>> Begin Material for this exercise
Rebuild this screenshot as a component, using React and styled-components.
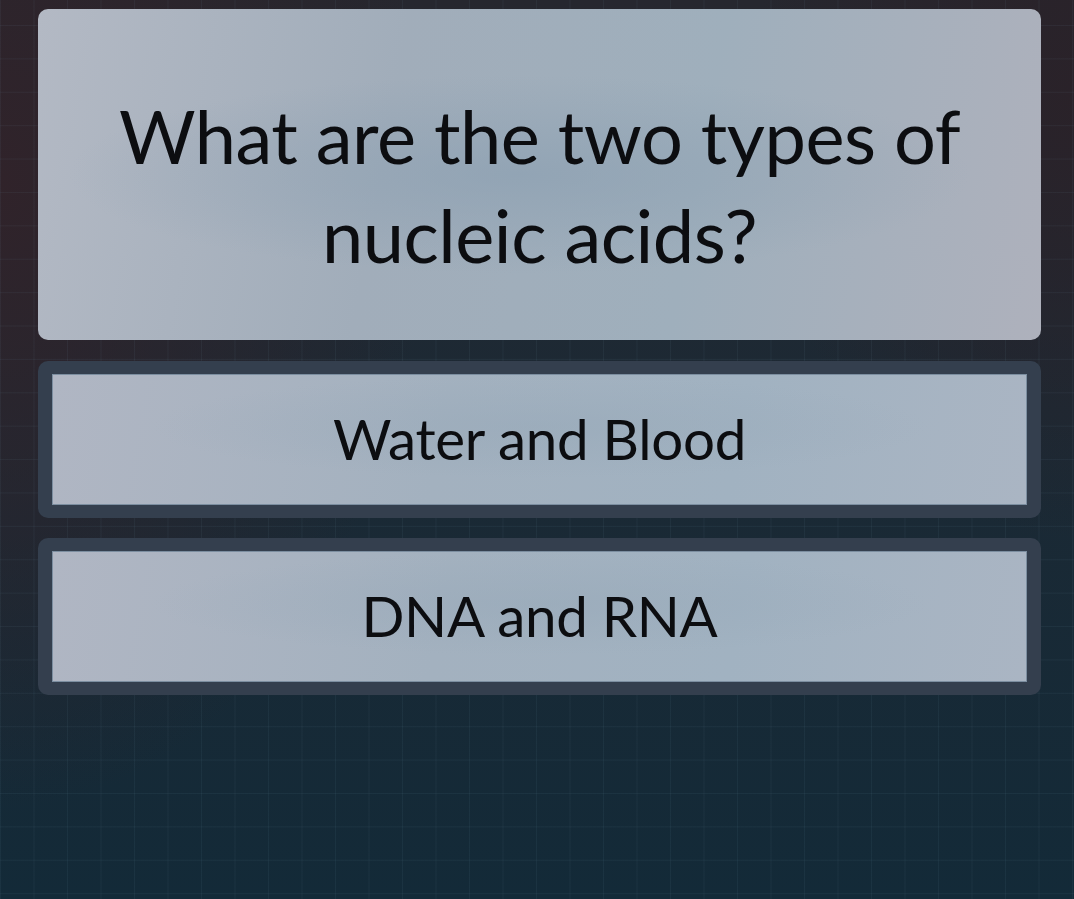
import React from "react";
import styled, { createGlobalStyle } from "styled-components";

const GlobalStyle = createGlobalStyle`
  html, body {
    margin: 0;
    padding: 0;
    height: 100%;
  }
  body {
    font-family: Lato, "Open Sans", sans-serif;
    background: #1a2a36;
  }
`;

const Stage = styled.div`
  position: relative;
  width: 1074px;
  height: 899px;
  overflow: hidden;
  box-sizing: border-box;
  padding: 9px 33px 0 38px;
  display: flex;
  flex-direction: column;
  gap: 21px;
  background:
    linear-gradient(rgba(120, 160, 180, 0.075) 1px, transparent 1px) 0 25px / 100% 33.4px,
    linear-gradient(90deg, rgba(120, 160, 180, 0.075) 1px, transparent 1px) 0 0 / 33.5px 100%,
    radial-gradient(ellipse 40% 70% at 0% 20%, #30232a 0%, rgba(48, 35, 42, 0) 100%),
    radial-gradient(ellipse 30% 50% at 100% 10%, #2a2229 0%, rgba(42, 34, 41, 0) 100%),
    linear-gradient(180deg, #26272f 0%, #1c2934 45%, #132a38 100%);
`;

const QuestionCard = styled.div`
  height: 331px;
  border-radius: 10px;
  display: flex;
  align-items: center;
  justify-content: center;
  text-align: center;
  padding: 20px 40px 0;
  box-sizing: border-box;
  background:
    radial-gradient(ellipse 45% 30% at 48% 50%, rgba(140, 160, 178, 0.7) 0%, rgba(140, 160, 178, 0) 100%),
    linear-gradient(100deg, #b3b9c4 0%, #a1adba 35%, #9fafbc 65%, #aeb1bc 100%);
`;

const QuestionText = styled.h1`
  margin: 0;
  font-family: Lato, "Open Sans", sans-serif;
  font-weight: 400;
  font-size: 74px;
  line-height: 99px;
  color: #0c0d10;
  letter-spacing: -0.5px;
`;

const AnswerList = styled.div`
  display: flex;
  flex-direction: column;
  gap: 20px;
`;

const AnswerFrame = styled.div`
  height: 157px;
  box-sizing: border-box;
  padding: 13px 14px;
  border-radius: 10px;
  background: #343f4e;
  display: flex;
`;

const AnswerFace = styled.div`
  flex: 1;
  display: flex;
  align-items: center;
  justify-content: center;
  border: 1px solid #7c8ea0;
  background:
    radial-gradient(ellipse 40% 40% at 50% 40%, rgba(150, 168, 184, 0.5) 0%, rgba(150, 168, 184, 0) 100%),
    linear-gradient(100deg, #b0b6c3 0%, #a3b1bf 40%, #a1b2c1 70%, #aab5c3 100%);
`;

const AnswerText = styled.span`
  font-family: Lato, "Open Sans", sans-serif;
  font-size: 56.5px;
  font-weight: 400;
  color: #0c0d10;
  letter-spacing: -0.3px;
  transform: translateY(-2px);
`;

const answers = ["Water and Blood", "DNA and RNA"];

export default function App() {
  return (
    <>
      <GlobalStyle />
      <Stage>
        <QuestionCard>
          <QuestionText>
            What are the two types of
            <br />
            nucleic acids?
          </QuestionText>
        </QuestionCard>
        <AnswerList>
          {answers.map((a) => (
            <AnswerFrame key={a}>
              <AnswerFace>
                <AnswerText>{a}</AnswerText>
              </AnswerFace>
            </AnswerFrame>
          ))}
        </AnswerList>
      </Stage>
    </>
  );
}
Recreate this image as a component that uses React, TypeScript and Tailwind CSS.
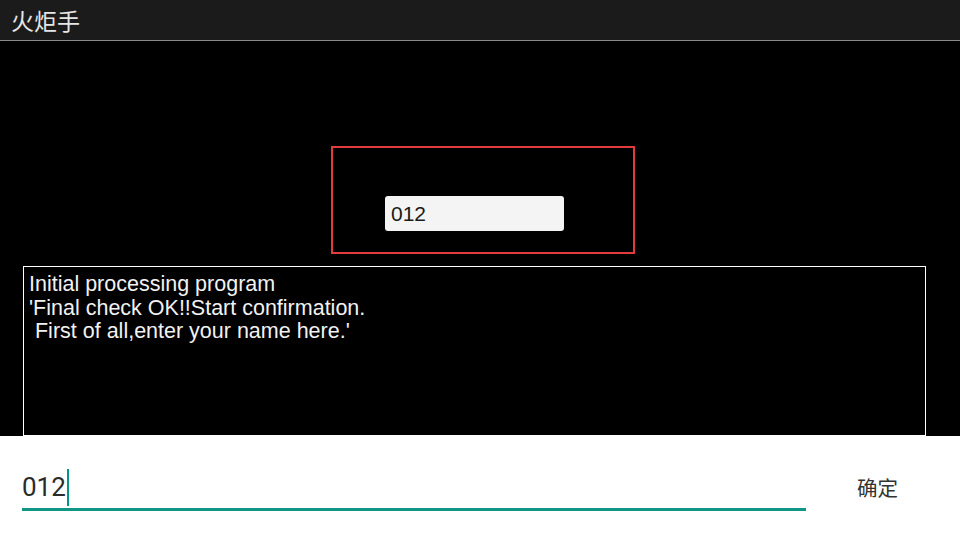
export default function App() {
  const cjk = { fontFamily: '"Noto Sans CJK SC", "Noto Sans", sans-serif' };
  return (
    <div className="w-[960px] h-[540px] bg-black flex flex-col overflow-hidden" style={{ fontFamily: '"Liberation Sans", Arial, sans-serif' }}>
      {/* title bar */}
      <div className="h-[41px] shrink-0 bg-[#1b1b1b] border-b border-[#8a8a8a] flex items-center pl-[11px]">
        <span className="text-[23px] text-[#e6e6e6] leading-none" style={cjk}>火炬手</span>
      </div>

      {/* body */}
      <div className="flex-1 flex flex-col relative overflow-hidden">
        <div className="pt-[105px] pl-[331px]">
          <div className="w-[304px] h-[108px] border-2 border-[#e23b3b] pt-[48px] pl-[52px]">
            <div className="w-[179px] h-[35px] bg-[#f4f4f4] rounded-[3px] flex items-center pl-[6px] text-[21px] text-[#1a1a1a]">
              012
            </div>
          </div>
        </div>
        <div className="mt-[12px] ml-[23px] w-[903px] h-[200px] border border-white pl-[5px] pt-[6px] text-[21.5px] leading-[23.5px] text-[#f2f2f2] whitespace-pre">
          {"Initial processing program\n'Final check OK!!Start confirmation.\n First of all,enter your name here.'"}
        </div>
      </div>

      {/* bottom input panel */}
      <div className="h-[104px] shrink-0 bg-white flex items-start relative">
        <div className="ml-[22px] mt-[32px] w-[784px] flex flex-col">
          <div className="flex items-center h-[38px]">
            <span className="text-[26px] text-[#2b2b2b] leading-none" style={{ fontFamily: 'Roboto, sans-serif' }}>012</span>
            <span className="w-[2px] h-[37px] bg-[#009688] ml-[1px]" />
          </div>
          <div className="h-[3px] mt-[2px] bg-[#0f9684]" />
        </div>
        <div className="ml-[51px] mt-[41px] text-[20.5px] text-[#333] leading-none" style={cjk}>确定</div>
      </div>
    </div>
  );
}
>> End Material for this exercise
- Directions for this task: Return the records exactly. Don't carry the pictures over.

- Solution:
Rebuild this screenshot as a component, using React and styled-components.
import React from "react";
import styled, { createGlobalStyle } from "styled-components";

const GlobalStyle = createGlobalStyle`
  html, body {
    margin: 0;
    padding: 0;
    height: 100%;
  }
  body {
    font-family: Lato, "Open Sans", sans-serif;
    background: #1a2a36;
  }
`;

const Stage = styled.div`
  position: relative;
  width: 1074px;
  height: 899px;
  overflow: hidden;
  box-sizing: border-box;
  padding: 9px 33px 0 38px;
  display: flex;
  flex-direction: column;
  gap: 21px;
  background:
    linear-gradient(rgba(120, 160, 180, 0.075) 1px, transparent 1px) 0 25px / 100% 33.4px,
    linear-gradient(90deg, rgba(120, 160, 180, 0.075) 1px, transparent 1px) 0 0 / 33.5px 100%,
    radial-gradient(ellipse 40% 70% at 0% 20%, #30232a 0%, rgba(48, 35, 42, 0) 100%),
    radial-gradient(ellipse 30% 50% at 100% 10%, #2a2229 0%, rgba(42, 34, 41, 0) 100%),
    linear-gradient(180deg, #26272f 0%, #1c2934 45%, #132a38 100%);
`;

const QuestionCard = styled.div`
  height: 331px;
  border-radius: 10px;
  display: flex;
  align-items: center;
  justify-content: center;
  text-align: center;
  padding: 20px 40px 0;
  box-sizing: border-box;
  background:
    radial-gradient(ellipse 45% 30% at 48% 50%, rgba(140, 160, 178, 0.7) 0%, rgba(140, 160, 178, 0) 100%),
    linear-gradient(100deg, #b3b9c4 0%, #a1adba 35%, #9fafbc 65%, #aeb1bc 100%);
`;

const QuestionText = styled.h1`
  margin: 0;
  font-family: Lato, "Open Sans", sans-serif;
  font-weight: 400;
  font-size: 74px;
  line-height: 99px;
  color: #0c0d10;
  letter-spacing: -0.5px;
`;

const AnswerList = styled.div`
  display: flex;
  flex-direction: column;
  gap: 20px;
`;

const AnswerFrame = styled.div`
  height: 157px;
  box-sizing: border-box;
  padding: 13px 14px;
  border-radius: 10px;
  background: #343f4e;
  display: flex;
`;

const AnswerFace = styled.div`
  flex: 1;
  display: flex;
  align-items: center;
  justify-content: center;
  border: 1px solid #7c8ea0;
  background:
    radial-gradient(ellipse 40% 40% at 50% 40%, rgba(150, 168, 184, 0.5) 0%, rgba(150, 168, 184, 0) 100%),
    linear-gradient(100deg, #b0b6c3 0%, #a3b1bf 40%, #a1b2c1 70%, #aab5c3 100%);
`;

const AnswerText = styled.span`
  font-family: Lato, "Open Sans", sans-serif;
  font-size: 56.5px;
  font-weight: 400;
  color: #0c0d10;
  letter-spacing: -0.3px;
  transform: translateY(-2px);
`;

const answers = ["Water and Blood", "DNA and RNA"];

export default function App() {
  return (
    <>
      <GlobalStyle />
      <Stage>
        <QuestionCard>
          <QuestionText>
            What are the two types of
            <br />
            nucleic acids?
          </QuestionText>
        </QuestionCard>
        <AnswerList>
          {answers.map((a) => (
            <AnswerFrame key={a}>
              <AnswerFace>
                <AnswerText>{a}</AnswerText>
              </AnswerFace>
            </AnswerFrame>
          ))}
        </AnswerList>
      </Stage>
    </>
  );
}
Recreate this image as a component that uses React, TypeScript and Tailwind CSS.
export default function App() {
  const cjk = { fontFamily: '"Noto Sans CJK SC", "Noto Sans", sans-serif' };
  return (
    <div className="w-[960px] h-[540px] bg-black flex flex-col overflow-hidden" style={{ fontFamily: '"Liberation Sans", Arial, sans-serif' }}>
      {/* title bar */}
      <div className="h-[41px] shrink-0 bg-[#1b1b1b] border-b border-[#8a8a8a] flex items-center pl-[11px]">
        <span className="text-[23px] text-[#e6e6e6] leading-none" style={cjk}>火炬手</span>
      </div>

      {/* body */}
      <div className="flex-1 flex flex-col relative overflow-hidden">
        <div className="pt-[105px] pl-[331px]">
          <div className="w-[304px] h-[108px] border-2 border-[#e23b3b] pt-[48px] pl-[52px]">
            <div className="w-[179px] h-[35px] bg-[#f4f4f4] rounded-[3px] flex items-center pl-[6px] text-[21px] text-[#1a1a1a]">
              012
            </div>
          </div>
        </div>
        <div className="mt-[12px] ml-[23px] w-[903px] h-[200px] border border-white pl-[5px] pt-[6px] text-[21.5px] leading-[23.5px] text-[#f2f2f2] whitespace-pre">
          {"Initial processing program\n'Final check OK!!Start confirmation.\n First of all,enter your name here.'"}
        </div>
      </div>

      {/* bottom input panel */}
      <div className="h-[104px] shrink-0 bg-white flex items-start relative">
        <div className="ml-[22px] mt-[32px] w-[784px] flex flex-col">
          <div className="flex items-center h-[38px]">
            <span className="text-[26px] text-[#2b2b2b] leading-none" style={{ fontFamily: 'Roboto, sans-serif' }}>012</span>
            <span className="w-[2px] h-[37px] bg-[#009688] ml-[1px]" />
          </div>
          <div className="h-[3px] mt-[2px] bg-[#0f9684]" />
        </div>
        <div className="ml-[51px] mt-[41px] text-[20.5px] text-[#333] leading-none" style={cjk}>确定</div>
      </div>
    </div>
  );
}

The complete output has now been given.